More frequently, it is shame and pressure to resign that lead misbehaving lawmakers to give up their seats. That’s what then-Rep. Trey Radel, a Florida Republican, ultimately did months after he was caught buying cocaine from an undercover police officer in Washington, DC, in 2013.

Republican leaders also pressured another Florida Republican, then-Rep. Mark Foley, to resign in 2006 after a scandal involving inappropriate messages to teenage House pages.

But in this current case, McCarthy does not appear to be pressuring Santos to leave.

Sometimes voters don’t mind

While the list of members actually expelled from Congress is short, there’s a much larger universe of members who have been censured or reprimanded by their colleagues. The rebukes might be embarrassing, but they are far from career-enders.

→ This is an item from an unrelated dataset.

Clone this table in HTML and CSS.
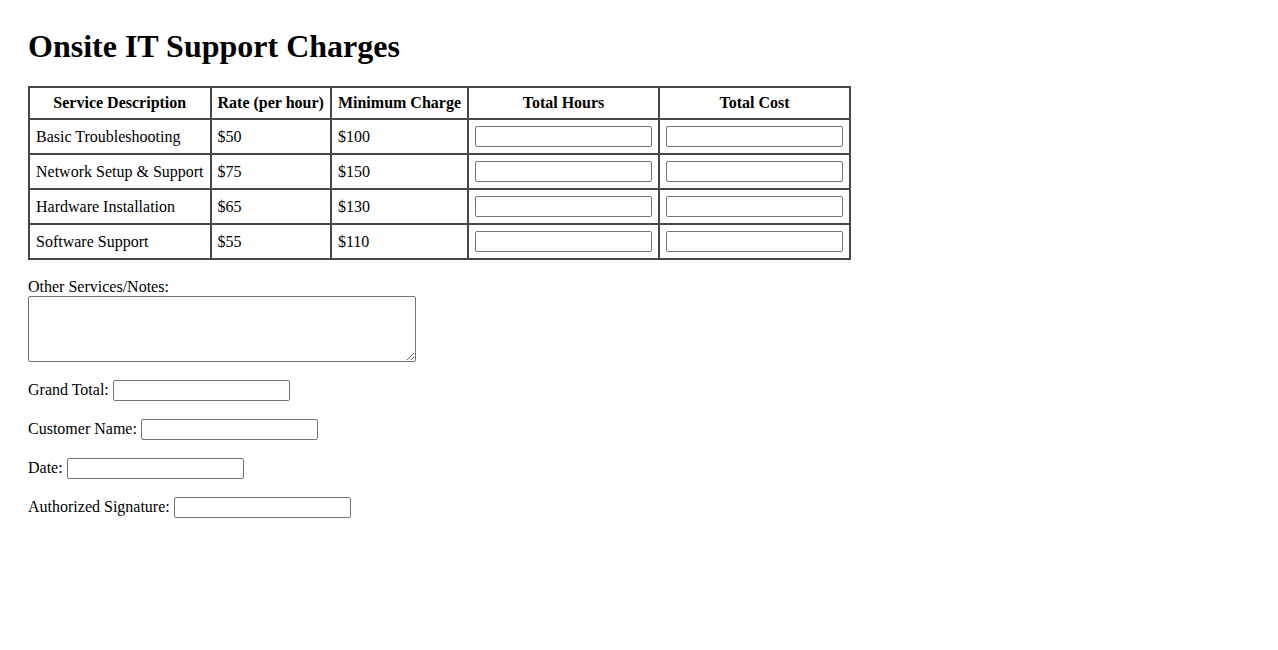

Then-Rep. Gerry Studds of Massachusetts, the first out gay member of Congress, was one of two lawmakers censured by near-unanimous House votes in 1983 for sexual misconduct with an underage House page. Voters gave Studds a pass and sent him back to Congress until he retired in 1997. The other lawmaker reprimanded for sex with an underage page, then-Rep. Dan Crane of Illinois, lost his bid for reelection.

Then-Rep. Duncan Hunter of California won reelection in 2018 after he was indicted along with his wife for misusing campaign funds. He later pleaded guilty before resigning from Congress. Hunter was pardoned by former President Donald Trump.

An opportunity to ‘earn trust’

McCarthy said Santos will have a “long way to go to earn trust” before he can be given things like top-secret clearance.

While the House Ethics Committee is involved in reviewing Santos’ behavior, Congress does not have a track record of taking forceful actions against its own when they behave poorly.

Congress actually created a separate entity, the Office of Congressional Ethics, made up of an appointed board rather than lawmakers, to receive and investigate complaints about members of Congress.

In an awkward bit of timing, the GOP-led House voted this week to tweak the Office of Congressional Ethics, scaling back on its staff and making other changes critics say will defang it.